• Exercise objective: Copy out the listing that follows, exact in every word, and skip the images.

• Source data:
# # #

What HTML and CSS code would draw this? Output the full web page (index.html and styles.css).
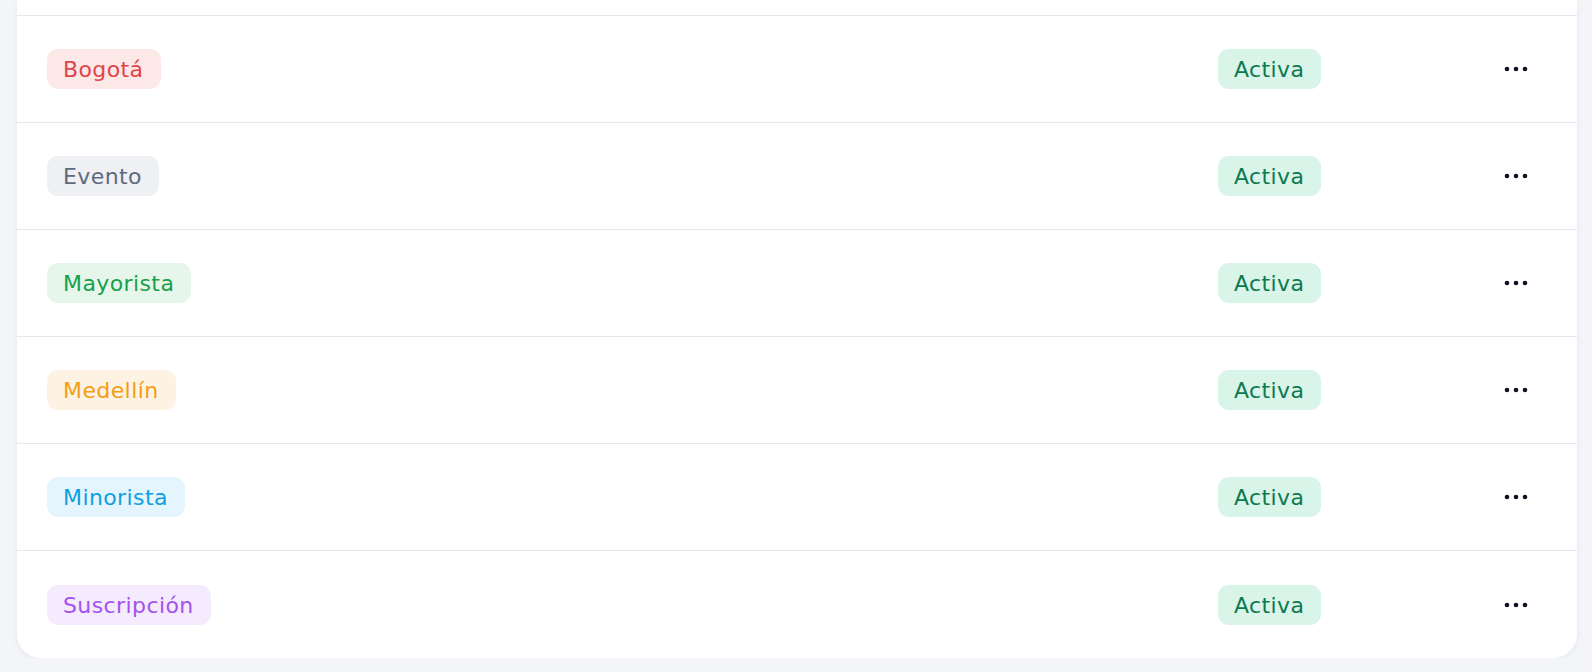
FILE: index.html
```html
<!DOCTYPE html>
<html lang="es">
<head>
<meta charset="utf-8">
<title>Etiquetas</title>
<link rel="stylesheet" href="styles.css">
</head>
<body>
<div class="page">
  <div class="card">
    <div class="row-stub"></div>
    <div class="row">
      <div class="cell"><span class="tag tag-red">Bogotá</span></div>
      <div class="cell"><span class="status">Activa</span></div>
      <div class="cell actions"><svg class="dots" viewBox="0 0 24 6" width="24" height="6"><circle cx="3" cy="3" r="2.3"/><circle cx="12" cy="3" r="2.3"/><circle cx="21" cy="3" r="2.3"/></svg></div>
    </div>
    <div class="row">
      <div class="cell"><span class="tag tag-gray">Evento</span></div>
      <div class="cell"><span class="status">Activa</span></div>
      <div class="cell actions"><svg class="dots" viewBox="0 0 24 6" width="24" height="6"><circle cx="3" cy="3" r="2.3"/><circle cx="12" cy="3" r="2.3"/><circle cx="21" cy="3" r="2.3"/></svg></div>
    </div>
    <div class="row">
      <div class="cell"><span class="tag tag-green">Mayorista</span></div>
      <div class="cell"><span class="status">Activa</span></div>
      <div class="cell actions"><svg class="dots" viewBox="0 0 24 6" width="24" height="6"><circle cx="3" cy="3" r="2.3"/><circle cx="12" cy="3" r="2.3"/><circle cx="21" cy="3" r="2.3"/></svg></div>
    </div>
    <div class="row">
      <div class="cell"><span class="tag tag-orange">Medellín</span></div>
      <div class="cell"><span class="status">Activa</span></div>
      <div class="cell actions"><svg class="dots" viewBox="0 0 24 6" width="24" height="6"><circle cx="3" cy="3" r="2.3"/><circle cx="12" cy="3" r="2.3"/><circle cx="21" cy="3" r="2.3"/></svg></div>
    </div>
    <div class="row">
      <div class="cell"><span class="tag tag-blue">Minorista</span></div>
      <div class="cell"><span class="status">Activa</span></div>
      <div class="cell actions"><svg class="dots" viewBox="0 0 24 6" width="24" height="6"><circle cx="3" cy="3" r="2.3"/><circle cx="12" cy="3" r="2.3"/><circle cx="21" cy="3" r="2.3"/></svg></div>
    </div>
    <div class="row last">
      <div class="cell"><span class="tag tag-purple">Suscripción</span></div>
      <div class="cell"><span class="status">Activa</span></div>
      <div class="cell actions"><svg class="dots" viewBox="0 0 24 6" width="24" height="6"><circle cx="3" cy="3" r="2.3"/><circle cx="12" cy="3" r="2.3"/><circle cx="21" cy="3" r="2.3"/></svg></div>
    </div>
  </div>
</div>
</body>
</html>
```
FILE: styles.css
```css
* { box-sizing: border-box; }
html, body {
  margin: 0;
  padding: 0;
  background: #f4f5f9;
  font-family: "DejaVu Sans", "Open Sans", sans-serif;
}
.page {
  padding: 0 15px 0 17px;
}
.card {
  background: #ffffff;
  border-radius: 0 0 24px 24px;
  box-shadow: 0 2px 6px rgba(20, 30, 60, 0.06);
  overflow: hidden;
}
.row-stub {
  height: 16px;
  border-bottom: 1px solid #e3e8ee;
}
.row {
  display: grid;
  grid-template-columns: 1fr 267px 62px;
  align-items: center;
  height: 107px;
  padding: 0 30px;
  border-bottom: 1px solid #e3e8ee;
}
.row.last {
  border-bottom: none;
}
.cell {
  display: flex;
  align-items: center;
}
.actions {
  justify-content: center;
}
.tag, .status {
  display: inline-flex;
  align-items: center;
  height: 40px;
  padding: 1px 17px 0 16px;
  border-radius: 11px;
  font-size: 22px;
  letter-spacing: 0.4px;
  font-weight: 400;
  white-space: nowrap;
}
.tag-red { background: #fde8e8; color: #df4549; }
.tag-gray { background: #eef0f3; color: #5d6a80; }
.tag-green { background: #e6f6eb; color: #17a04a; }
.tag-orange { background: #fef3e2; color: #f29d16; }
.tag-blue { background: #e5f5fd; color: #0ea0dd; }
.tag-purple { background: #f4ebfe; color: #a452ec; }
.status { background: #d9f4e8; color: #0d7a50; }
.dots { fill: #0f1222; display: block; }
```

# # #

• Response to the task:
What HTML and CSS code would draw this? Output the full web page (index.html and styles.css).
FILE: index.html
```html
<!DOCTYPE html>
<html lang="es">
<head>
<meta charset="utf-8">
<title>Etiquetas</title>
<link rel="stylesheet" href="styles.css">
</head>
<body>
<div class="page">
  <div class="card">
    <div class="row-stub"></div>
    <div class="row">
      <div class="cell"><span class="tag tag-red">Bogotá</span></div>
      <div class="cell"><span class="status">Activa</span></div>
      <div class="cell actions"><svg class="dots" viewBox="0 0 24 6" width="24" height="6"><circle cx="3" cy="3" r="2.3"/><circle cx="12" cy="3" r="2.3"/><circle cx="21" cy="3" r="2.3"/></svg></div>
    </div>
    <div class="row">
      <div class="cell"><span class="tag tag-gray">Evento</span></div>
      <div class="cell"><span class="status">Activa</span></div>
      <div class="cell actions"><svg class="dots" viewBox="0 0 24 6" width="24" height="6"><circle cx="3" cy="3" r="2.3"/><circle cx="12" cy="3" r="2.3"/><circle cx="21" cy="3" r="2.3"/></svg></div>
    </div>
    <div class="row">
      <div class="cell"><span class="tag tag-green">Mayorista</span></div>
      <div class="cell"><span class="status">Activa</span></div>
      <div class="cell actions"><svg class="dots" viewBox="0 0 24 6" width="24" height="6"><circle cx="3" cy="3" r="2.3"/><circle cx="12" cy="3" r="2.3"/><circle cx="21" cy="3" r="2.3"/></svg></div>
    </div>
    <div class="row">
      <div class="cell"><span class="tag tag-orange">Medellín</span></div>
      <div class="cell"><span class="status">Activa</span></div>
      <div class="cell actions"><svg class="dots" viewBox="0 0 24 6" width="24" height="6"><circle cx="3" cy="3" r="2.3"/><circle cx="12" cy="3" r="2.3"/><circle cx="21" cy="3" r="2.3"/></svg></div>
    </div>
    <div class="row">
      <div class="cell"><span class="tag tag-blue">Minorista</span></div>
      <div class="cell"><span class="status">Activa</span></div>
      <div class="cell actions"><svg class="dots" viewBox="0 0 24 6" width="24" height="6"><circle cx="3" cy="3" r="2.3"/><circle cx="12" cy="3" r="2.3"/><circle cx="21" cy="3" r="2.3"/></svg></div>
    </div>
    <div class="row last">
      <div class="cell"><span class="tag tag-purple">Suscripción</span></div>
      <div class="cell"><span class="status">Activa</span></div>
      <div class="cell actions"><svg class="dots" viewBox="0 0 24 6" width="24" height="6"><circle cx="3" cy="3" r="2.3"/><circle cx="12" cy="3" r="2.3"/><circle cx="21" cy="3" r="2.3"/></svg></div>
    </div>
  </div>
</div>
</body>
</html>
```
FILE: styles.css
```css
* { box-sizing: border-box; }
html, body {
  margin: 0;
  padding: 0;
  background: #f4f5f9;
  font-family: "DejaVu Sans", "Open Sans", sans-serif;
}
.page {
  padding: 0 15px 0 17px;
}
.card {
  background: #ffffff;
  border-radius: 0 0 24px 24px;
  box-shadow: 0 2px 6px rgba(20, 30, 60, 0.06);
  overflow: hidden;
}
.row-stub {
  height: 16px;
  border-bottom: 1px solid #e3e8ee;
}
.row {
  display: grid;
  grid-template-columns: 1fr 267px 62px;
  align-items: center;
  height: 107px;
  padding: 0 30px;
  border-bottom: 1px solid #e3e8ee;
}
.row.last {
  border-bottom: none;
}
.cell {
  display: flex;
  align-items: center;
}
.actions {
  justify-content: center;
}
.tag, .status {
  display: inline-flex;
  align-items: center;
  height: 40px;
  padding: 1px 17px 0 16px;
  border-radius: 11px;
  font-size: 22px;
  letter-spacing: 0.4px;
  font-weight: 400;
  white-space: nowrap;
}
.tag-red { background: #fde8e8; color: #df4549; }
.tag-gray { background: #eef0f3; color: #5d6a80; }
.tag-green { background: #e6f6eb; color: #17a04a; }
.tag-orange { background: #fef3e2; color: #f29d16; }
.tag-blue { background: #e5f5fd; color: #0ea0dd; }
.tag-purple { background: #f4ebfe; color: #a452ec; }
.status { background: #d9f4e8; color: #0d7a50; }
.dots { fill: #0f1222; display: block; }
```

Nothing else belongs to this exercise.